Dès que le désir d’enfant s’est manifesté, Isabelle et Caroline étaient au clair : il fallait tout raconter aux enfants et assumer. Dès que les enfants ont été en âge de comprendre, le couple a choisi des mots adaptés pour expliquer la manière dont ils ont été conçus. « Comment l’enfant peut-il être fier de sa famille si on ne l’est pas nous-même ? », s’interroge Isabelle qui se montre toujours ouverte aux questions.
En somme, les enfants issus de familles homoparentales font face à beaucoup de curiosité et doivent gérer des questions répétitives voire des micro-agressions au quotidien. Cela dit, ils vont aussi bien que les autres.
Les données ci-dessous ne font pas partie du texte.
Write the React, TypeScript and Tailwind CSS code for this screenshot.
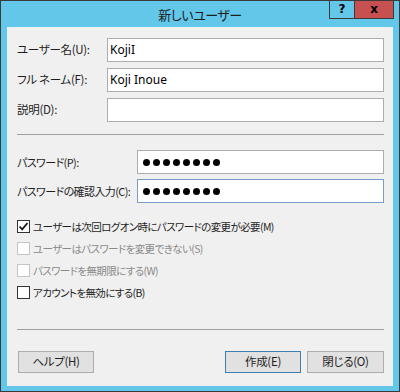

C’est ce qui ressort de la recherche réalisée par Salvatore d’Amore ,qui ajoute une condition essentielle : « Pour autant qu’ils ne soient pas exposés à des contextes homonégatifs et que leur famille soit bien acceptée et soutenue dans leur entourage proche ».
* Prénoms d’emprunt
EN SAVOIR +
Ce que la recherche révèle
Salvatore d’Amore, professeur et chercheur à l’ULB, a réalisé plusieurs études sur l’adoption, la GPA et la PMA dont voici quelques résultats.
- Le fait de n’avoir aucun lien génétique avec son parent, comme dans le cas d’adoption, n’a pas d’impact sur le bien-être de l’enfant.
- Les enfants conçus par GPA ont moins de difficultés comportementales comme l’anxiété, la dépression ou l’agressivité que ceux conçus par voie naturelle.
- Le fait d’être exposé à des discriminations favorise l’apparition de troubles de l’anxiété ou dépressifs chez l’enfant.
- Quand ils bénéficient du soutien de leur entourage, les parents gays assurent une parentalité plus positive.
- Les couples de femmes sont plus démocratiques et égalitaires dans la répartition des tâches.
Analyse croisée des différentes études : les discriminations touchent davantage les couples gays que les couples lesbiens. « Socialement, les couples de femmes sont mieux acceptés au niveau de leur parentalité, comme si le fait que l’enfant ait deux mères présupposait que la compétence maternelle était assurée », explique le chercheur.